On Nov. 9, America not only got a new leader, but new proposed changes in immigration and other policies. These changes have given many undocumented people, LGBT members and any other marginalized people concern for their safety.
American River College held an open forum concerning these proposed changes in Community Rooms one and two, on Thursday Jan 26.
President Thomas Green started off the forum by welcoming those in attendance, saying that “we want to create an environment that creates the conditions for all to speak in…we are here primarily just to listen today.”
Manuel Perez, Dean of Student Development, spoke next. He said he considered the forum to be a ‘brave space.’ “[A] brave space does not negate the need for safety, it invokes the need for safety, he said.’
Perez also said that there would probably be a lot of moments of silence, and that “we sit in those moments courageously together… moments of tension, moments of discomfort.”

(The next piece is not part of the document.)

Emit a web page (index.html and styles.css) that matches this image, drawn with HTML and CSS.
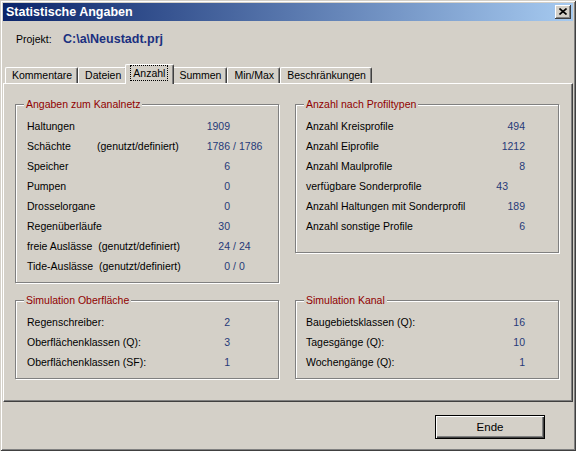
FILE: index.html
```html
<!DOCTYPE html>
<html>
<head>
<meta charset="utf-8">
<link rel="stylesheet" href="styles.css">
</head>
<body>
<div class="window">
  <div class="titlebar">
    <span class="title">Statistische Angaben</span>
    <span class="close"><svg width="8" height="7" viewBox="0 0 8 7"><path d="M0.5 0.5L7.5 6.5M7.5 0.5L0.5 6.5" stroke="#000" stroke-width="1.6" fill="none"/></svg></span>
  </div>
  <div class="project">
    <span class="project-label">Projekt:</span>
    <span class="project-path">C:\a\Neustadt.prj</span>
  </div>
  <div class="tabctrl">
    <div class="tabs">
      <div class="tab">Kommentare</div>
      <div class="tab">Dateien</div>
      <div class="tab active"><span class="focus">Anzahl</span></div>
      <div class="tab">Summen</div>
      <div class="tab">Min/Max</div>
      <div class="tab">Beschränkungen</div>
    </div>
    <div class="panel">
      <div class="groups">
        <div class="group">
          <div class="group-title">Angaben zum Kanalnetz</div>
          <div class="rows rows-left">
            <div class="row"><span class="label">Haltungen</span><span class="num">1909</span></div>
            <div class="row"><span class="label"><span class="lbl-main">Schächte</span>(genutzt/definiert)</span><span class="num">1786</span><span class="sep">/</span><span class="num2">1786</span></div>
            <div class="row"><span class="label">Speicher</span><span class="num">6</span></div>
            <div class="row"><span class="label">Pumpen</span><span class="num">0</span></div>
            <div class="row"><span class="label">Drosselorgane</span><span class="num">0</span></div>
            <div class="row"><span class="label">Regenüberläufe</span><span class="num">30</span></div>
            <div class="row"><span class="label">freie Auslässe&nbsp; (genutzt/definiert)</span><span class="num">24</span><span class="sep">/</span><span class="num2">24</span></div>
            <div class="row"><span class="label">Tide-Auslässe&nbsp; (genutzt/definiert)</span><span class="num">0</span><span class="sep">/</span><span class="num2">0</span></div>
          </div>
        </div>
        <div class="group group-profiles">
          <div class="group-title">Anzahl nach Profiltypen</div>
          <div class="rows rows-right">
            <div class="row"><span class="label">Anzahl Kreisprofile</span><span class="num">494</span></div>
            <div class="row"><span class="label">Anzahl Eiprofile</span><span class="num">1212</span></div>
            <div class="row"><span class="label">Anzahl Maulprofile</span><span class="num">8</span></div>
            <div class="row"><span class="label">verfügbare Sonderprofile</span><span class="num num-offset">43</span></div>
            <div class="row"><span class="label">Anzahl Haltungen mit Sonderprofil</span><span class="num">189</span></div>
            <div class="row"><span class="label">Anzahl sonstige Profile</span><span class="num">6</span></div>
          </div>
        </div>
        <div class="group">
          <div class="group-title">Simulation Oberfläche</div>
          <div class="rows rows-left">
            <div class="row"><span class="label">Regenschreiber:</span><span class="num">2</span></div>
            <div class="row"><span class="label">Oberflächenklassen (Q):</span><span class="num">3</span></div>
            <div class="row"><span class="label">Oberflächenklassen (SF):</span><span class="num">1</span></div>
          </div>
        </div>
        <div class="group">
          <div class="group-title">Simulation Kanal</div>
          <div class="rows rows-right">
            <div class="row"><span class="label">Baugebietsklassen (Q):</span><span class="num">16</span></div>
            <div class="row"><span class="label">Tagesgänge (Q):</span><span class="num">10</span></div>
            <div class="row"><span class="label">Wochengänge (Q):</span><span class="num">1</span></div>
          </div>
        </div>
      </div>
    </div>
  </div>
  <div class="footer">
    <button class="btn">Ende</button>
  </div>
</div>
</body>
</html>
```
FILE: styles.css
```css
* { box-sizing: border-box; }
html, body { margin: 0; padding: 0; }
body {
  width: 576px;
  height: 451px;
  overflow: hidden;
  background: #d4d0c8;
  font-family: "Liberation Sans", Arial, sans-serif;
  font-size: 10.5px;
  color: #000;
}
.window {
  width: 576px;
  height: 451px;
  padding: 3px;
  background: #d4d0c8;
  box-shadow: inset 1px 1px 0 #d4d0c8, inset -1px -1px 0 #404040, inset 2px 2px 0 #fff, inset -2px -2px 0 #808080;
  display: flex;
  flex-direction: column;
}
.titlebar {
  height: 18px;
  background: linear-gradient(to right, #0a246a, #a6caf0);
  display: flex;
  align-items: center;
  justify-content: space-between;
  padding: 0 2px 0 3px;
}
.title {
  color: #fff;
  font-weight: bold;
  font-size: 12.5px;
  line-height: 18px;
}
.close {
  width: 16px;
  height: 14px;
  background: #d4d0c8;
  box-shadow: inset -1px -1px 0 #404040, inset 1px 1px 0 #fff, inset -2px -2px 0 #808080;
  display: flex;
  align-items: center;
  justify-content: center;
  padding: 0 1px 1px 0;
}
.project {
  margin-top: 9px;
  height: 18px;
  display: flex;
  align-items: center;
  padding-left: 13px;
}
.project-label {
  width: 47px;
}
.project-path {
  font-weight: bold;
  font-size: 12.5px;
  color: #1b3080;
}
.tabctrl {
  margin-top: 16px;
}
.tabs {
  height: 19px;
  display: flex;
  align-items: flex-end;
  padding-left: 2px;
}
.tab {
  height: 16px;
  line-height: 15px;
  padding: 0 5px 0 6px;
  border-top: 1px solid #fff;
  border-left: 1px solid #fff;
  border-right: 1px solid #404040;
  box-shadow: inset -1px 0 0 #808080;
  border-radius: 2px 2px 0 0;
  white-space: nowrap;
}
.tab.active {
  height: 20px;
  margin: 0 -2px -1px;
  padding: 0 6px 0 5px;
  line-height: 17px;
  position: relative;
  z-index: 1;
  background: #d4d0c8;
}
.focus {
  outline: 1px dotted #000;
  outline-offset: 0;
  padding: 0 2px;
  display: inline-block;
  line-height: 14px;
  margin-top: 1px;
}
.panel {
  height: 319px;
  border-top: 1px solid #fff;
  border-left: 1px solid #fff;
  border-right: 1px solid #404040;
  border-bottom: 1px solid #404040;
  box-shadow: inset -1px -1px 0 #808080;
  padding: 20px 0 0 11px;
}
.groups {
  display: grid;
  grid-template-columns: 264px 264px;
  column-gap: 16px;
  row-gap: 17px;
  align-items: start;
}
.group {
  border: 1px solid #808080;
  box-shadow: inset 1px 1px 0 #fff, 1px 1px 0 #fff;
  padding-bottom: 6px;
}
.group-profiles {
  padding-bottom: 16px;
}
.group-title {
  width: fit-content;
  margin: -8px 0 0 8px;
  padding: 0 2px;
  line-height: 14px;
  background: #d4d0c8;
  color: #900000;
}
.rows {
  margin-top: 5px;
}
.row {
  height: 20px;
  line-height: 20px;
  display: grid;
  white-space: nowrap;
}
.rows-left {
  padding-left: 11px;
}
.rows-left .row {
  grid-template-columns: 173px 30px 9px auto;
}
.rows-right {
  padding-left: 10px;
  padding-right: 33px;
}
.rows-right .row {
  grid-template-columns: 1fr auto;
}
.num, .num2, .sep {
  color: #263a78;
}
.num { text-align: right; }
.sep { text-align: center; }
.num-offset { padding-right: 17px; }
.lbl-main {
  display: inline-block;
  width: 70px;
}
.footer {
  display: flex;
  justify-content: flex-end;
  padding: 13px 28px 0 0;
}
.btn {
  width: 110px;
  height: 24px;
  border: 1px solid #000;
  background: #d4d0c8;
  box-shadow: inset 1px 1px 0 #fff, inset -1px -1px 0 #404040, inset -2px -2px 0 #808080;
  font-family: "Liberation Sans", Arial, sans-serif;
  font-size: 11.5px;
  color: #000;
  padding: 0;
}
```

Once the floor was opened to attendees, there wasn’t an immediate raise of hands to speak; instead there was initially just silence.
Since there were undocumented students and other people with concerns for their privacy present, those in attendance made comments on the condition that their names would not be made public.
The hour and a half was comprised of a flood of questions for which there were not many answers.
Associate Vice President of Instruction, Tammy Montgomery, offered her perspective on the forum and its quiet nature. “This is representative of where we are right now… sitting in an unknowing space,” she said. “We have to achieve solidarity in the unknown.”
One attendee asked about who they and other students could talk to. Who do they ask to find out what is going on.
There were concerns expressed regarding what it means for students tuitions, if the proposed changes will affect financial aid. The concern for this question was centered around undocumented students not knowing if their lack of citizenship will affect any financial aid they currently receive.
Many students spoke out with recommendations for faculty and staff to make announcements to their classes about when and where they can go to for safe spaces.
Other worries were expressed in regard to where the line is drawn when it comes down to first amendment rights and and hate crimes. What is the distinction and what should be done if something is said that invokes fear in another individual?
The book “Let Them in” by Jason L Riley was mentioned and recommended. The book talks about how America benefits greatly from new immigrants, and that they are among the top contributors to our economy.
Perez took the opportunity to speak again toward the end of the meeting. “When you say you’re an ally, ask yourself how’re you an ally? Don’t use the word ally if you don’t know what it means. Because I don’t have a choice if they come for me… but you do.”
President Green ended the forum and he said “I personally appreciate the step you’ve all taken to speaking out,” and that “This conversation is going to continue.”
ARC’s Public Information Officer Scott Crow added that “there will be a lot of events responsive to what’s happening.”
For the people who didn’t get an opportunity to speak here there were two buckets in the back of the room left for questions and comments. There were also cards with counselors contact information who are safe to talk to.